Tips and considerations for switchback test designs

Co-written by Garret O’Connell and Carlos Bentes, data scientists in experimentation at Bolt

Switchback is a standard test design for conducting A/B tests in the industry where there is likely interference between units, e.g., two-sided marketplaces like ride-hailing services between riders and drivers or e-commerce platforms between sellers and buyers.

In these contexts, the treatment of one rider/buyer can affect the outcome of another, most obviously through changing the availability of drivers/sellers.

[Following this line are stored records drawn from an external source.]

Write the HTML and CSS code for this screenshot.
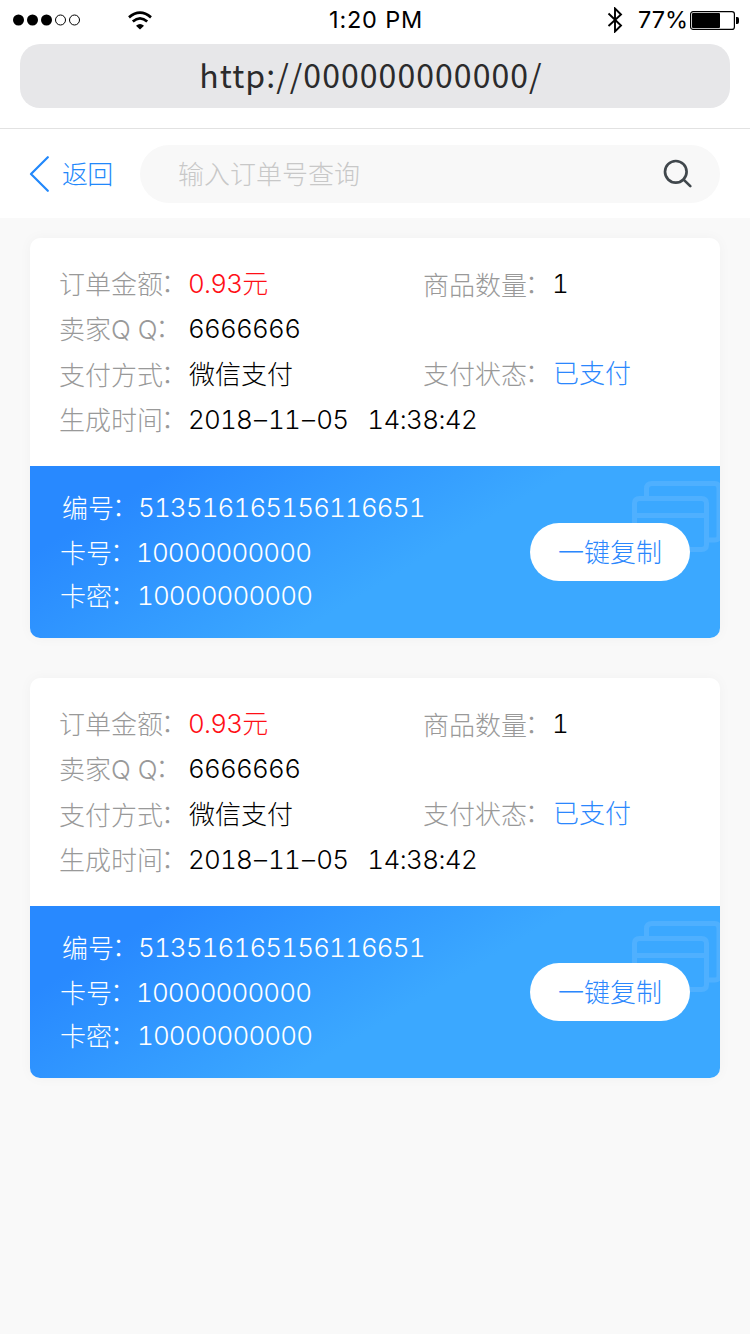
FILE: index.html
```html
<!DOCTYPE html>
<html lang="zh-CN">
<head>
<meta charset="utf-8">
<title>订单查询</title>
<link rel="stylesheet" href="styles.css">
</head>
<body>
<header class="status">
  <div class="status-left">
    <svg class="signal" viewBox="0 0 68 12"><circle cx="5.5" cy="6" r="5.5"/><circle cx="19.5" cy="6" r="5.5"/><circle cx="33.5" cy="6" r="5.5"/><g fill="none" stroke="#000"><circle cx="47.5" cy="6" r="5"/><circle cx="61.5" cy="6" r="5"/></g></svg>
    <svg class="wifi" viewBox="0 0 24 19"><path d="M8 14.7Q12 11.3 16 14.7L12 18.6Z"/><g fill="none" stroke="#000" stroke-width="2.7"><path d="M1 6.4Q12-3 23 6.4"/><path d="M4.8 10.6Q12 4.2 19.2 10.6"/></g></svg>
  </div>
  <div class="time">1:20 PM</div>
  <div class="status-right">
    <svg class="bluetooth" viewBox="0 0 16 26"><path d="M1.5 6.5 14 18.5 8 24.5V1.5L14 7.5 1.5 19" fill="none" stroke="#000" stroke-width="1.9"/></svg>
    <span class="percent">77%</span>
    <svg class="battery" viewBox="0 0 49 19"><rect x=".6" y=".6" width="43.8" height="17.8" rx="2.5" fill="none" stroke="#000" stroke-width="1.2"/><rect x="2" y="2" width="28" height="15" rx="1"/><path d="M46 6h1.2q1.8 0 1.8 2v3q0 2-1.8 2H46z"/></svg>
  </div>
</header>
<div class="address"><div class="url">http://000000000000/</div></div>
<nav class="nav">
  <a class="back"><svg class="chevron" viewBox="0 0 20 38"><path d="M18.8 2.2 2 19 18.8 35.8" fill="none" stroke="#2288fb" stroke-width="2.2" stroke-linecap="round" stroke-linejoin="round"/></svg><span>返回</span></a>
  <div class="search"><span>输入订单号查询</span><svg class="glass" viewBox="0 0 30 30"><g fill="none" stroke="#40474c" stroke-width="2.7" stroke-linecap="round"><circle cx="12.8" cy="12.8" r="10.8"/><path d="M20.6 20.6 27.3 27.1"/></g></svg></div>
</nav>
<main class="orders">
  <article class="card">
    <div class="info">
      <span class="label">订单金额<u>：</u></span><span class="value num red">0.93元</span><span class="label low">商品数量<u>：</u></span><span class="value num">1</span>
      <span class="label">卖家Q&nbsp;Q<u>：</u></span><span class="value num wide">6666666</span>
      <span class="label">支付方式<u>：</u></span><span class="value">微信支付</span><span class="label high">支付状态<u>：</u></span><span class="value blue high">已支付</span>
      <span class="label">生成时间<u>：</u></span><span class="value num wide">2018<i>–</i>11<i>–</i>05<span class="clock">14:38:42</span></span>
    </div>
    <div class="codes">
      <svg class="cards" viewBox="0 0 90 74"><g fill="none" stroke="#fff" stroke-opacity=".1" stroke-width="5"><path d="M16.5 17V10q0-5.5 5.5-5.5H85q4 0 4 5V57q0 4-4 4H79"/><path d="M9.5 19.5H71.5q5 0 5 5V65.5q0 5-5 5H9.5q-5 0-5-5V24.5q0-5 5-5ZM7 36.5H74"/></g></svg>
      <div class="code first"><span>编号<u>：</u></span><span class="num">513516165156116651</span></div>
      <div class="code second"><span>卡号<u>：</u></span><span class="num">10000000000</span></div>
      <div class="code last"><span>卡密<u>：</u></span><span class="num">10000000000</span></div>
      <button class="copy">一键复制</button>
    </div>
  </article>
  <article class="card">
    <div class="info">
      <span class="label">订单金额<u>：</u></span><span class="value num red">0.93元</span><span class="label low">商品数量<u>：</u></span><span class="value num">1</span>
      <span class="label">卖家Q&nbsp;Q<u>：</u></span><span class="value num wide">6666666</span>
      <span class="label">支付方式<u>：</u></span><span class="value">微信支付</span><span class="label high">支付状态<u>：</u></span><span class="value blue high">已支付</span>
      <span class="label">生成时间<u>：</u></span><span class="value num wide">2018<i>–</i>11<i>–</i>05<span class="clock">14:38:42</span></span>
    </div>
    <div class="codes">
      <svg class="cards" viewBox="0 0 90 74"><g fill="none" stroke="#fff" stroke-opacity=".1" stroke-width="5"><path d="M16.5 17V10q0-5.5 5.5-5.5H85q4 0 4 5V57q0 4-4 4H79"/><path d="M9.5 19.5H71.5q5 0 5 5V65.5q0 5-5 5H9.5q-5 0-5-5V24.5q0-5 5-5ZM7 36.5H74"/></g></svg>
      <div class="code first"><span>编号<u>：</u></span><span class="num">513516165156116651</span></div>
      <div class="code second"><span>卡号<u>：</u></span><span class="num">10000000000</span></div>
      <div class="code last"><span>卡密<u>：</u></span><span class="num">10000000000</span></div>
      <button class="copy">一键复制</button>
    </div>
  </article>
</main>
</body>
</html>
```
FILE: styles.css
```css
* { box-sizing: border-box; }
body { margin: 0; min-height: 1334px; background: #f9f9f9; font: 300 26px/45px Inter, "Noto Sans CJK SC", sans-serif; font-feature-settings: "tnum"; color: #000; white-space: nowrap; }
svg { display: block; flex: none; }
.status { display: grid; grid-template-columns: 1fr auto 1fr; align-items: center; height: 40px; padding: 0 11px 0 13px; background: #fff; }
.status-left, .status-right { display: flex; align-items: center; }
.status-left { gap: 47px; }
.status-right { justify-content: flex-end; }
.signal { width: 68px; height: 12px; }
.wifi { width: 24px; height: 19px; }
.time, .percent { font: 400 23.5px/40px Inter, sans-serif; }
.time { letter-spacing: .8px; }
.percent { width: 51px; }
.bluetooth { width: 16px; height: 26px; margin-right: 15px; }
.battery { width: 49px; height: 19px; margin-left: 1px; }
.address { height: 89px; padding: 4px 20px 0; background: #fff; border-bottom: 1px solid #e2e2e2; }
.url { height: 64px; border-radius: 20px; background: #e7e7e9; color: #2b2b2c; text-align: center; font: 400 32px/61px "Noto Sans CJK SC", sans-serif; letter-spacing: 1.05px; padding-right: 8px; }
.nav { display: flex; align-items: center; height: 89px; padding: 0 30px 0 29px; background: #fff; }
.back { display: flex; align-items: center; gap: 13px; width: 111px; color: #2288fb; }
.back span { padding-top: 2px; letter-spacing: -.8px; }
.chevron { width: 20px; height: 38px; }
.search { display: flex; align-items: center; justify-content: space-between; flex: 1; height: 58px; border-radius: 29px; padding: 1px 27px 0 38px; background: #f8f8f8; color: #c8c8c8; }
.search span { padding-top: 1px; }
.glass { width: 30px; height: 30px; }
.orders { display: flex; flex-direction: column; gap: 40px; padding: 20px 30px; }
.card { height: 400px; border-radius: 10px; overflow: hidden; background: #fff; box-shadow: 0 0 14px rgba(0,0,0,.035); }
.info { display: grid; grid-template-columns: 130px 234px 130px 1fr; grid-auto-rows: 45.3px; height: 228px; padding: 23px 29px 0; line-height: 45px; }
.label { color: #999; padding-top: 1px; }
.low { padding-top: 2px; }
.high { margin-top: -1px; }
.wide { grid-column: span 3; }
.num { letter-spacing: -.9px; }
.info .num { margin-left: -1px; letter-spacing: -.8px; }
.red { color: #ff0f17; }
.blue { color: #2b87fd; }
u { display: inline-block; width: 26px; margin-left: -2px; text-decoration: none; line-height: 30px; position: relative; top: -2px; }
.info i { display: inline-block; width: 16px; font-style: normal; text-align: center; }
.info .clock { margin-left: 19px; letter-spacing: -.6px; }
.codes { position: relative; height: 172px; padding: 20px 30px; color: #fff; background: linear-gradient(149deg, #2889ff 15%, #3ba8ff 56%); }
.code { display: flex; height: 44px; line-height: 45px; }
.code span:first-child { width: 76px; }
.code .num { line-height: 44px; }
.first { padding-left: 2px; }
.first span:first-child { width: 76px; }
.second { padding-top: 1px; }
.last span:first-child { width: 77px; }
.cards { position: absolute; right: 0; top: 13px; width: 90px; height: 74px; }
.copy { position: absolute; right: 30px; top: 57px; width: 160px; height: 58px; padding: 2px 0 0; border: 0; border-radius: 29px; background: #fff; color: #2b87fd; font: inherit; line-height: 56px; }
```
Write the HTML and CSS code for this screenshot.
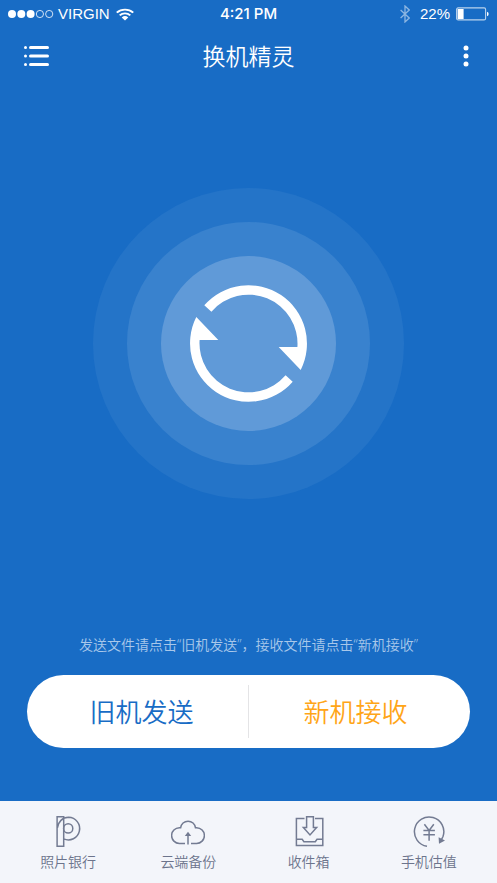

There are great introductions and analyses of switchback tests in articles here and here. Here, we want to add to the conversation by flagging issues we’ve encountered when using switchbacks that are applicable in many cases. So, if you’re thinking about conducting switchback tests — or already are — here’s a quick checklist of topics we’ll cover in this article:

• Tips on sanity checks for analysis of switchback data;
• Tracking switchback treatment group assignments without data logging;
• Running parallel tests without bias or conflicts;
• Checking and handling bias due to inter-dependence between units of analysis;
• Checking and handling bias due to imbalances in daily peak periods across treatment groups.

Switchbacks at Bolt

Bolt offers various services like ride-hailing, food delivery, scooters, and car sharing.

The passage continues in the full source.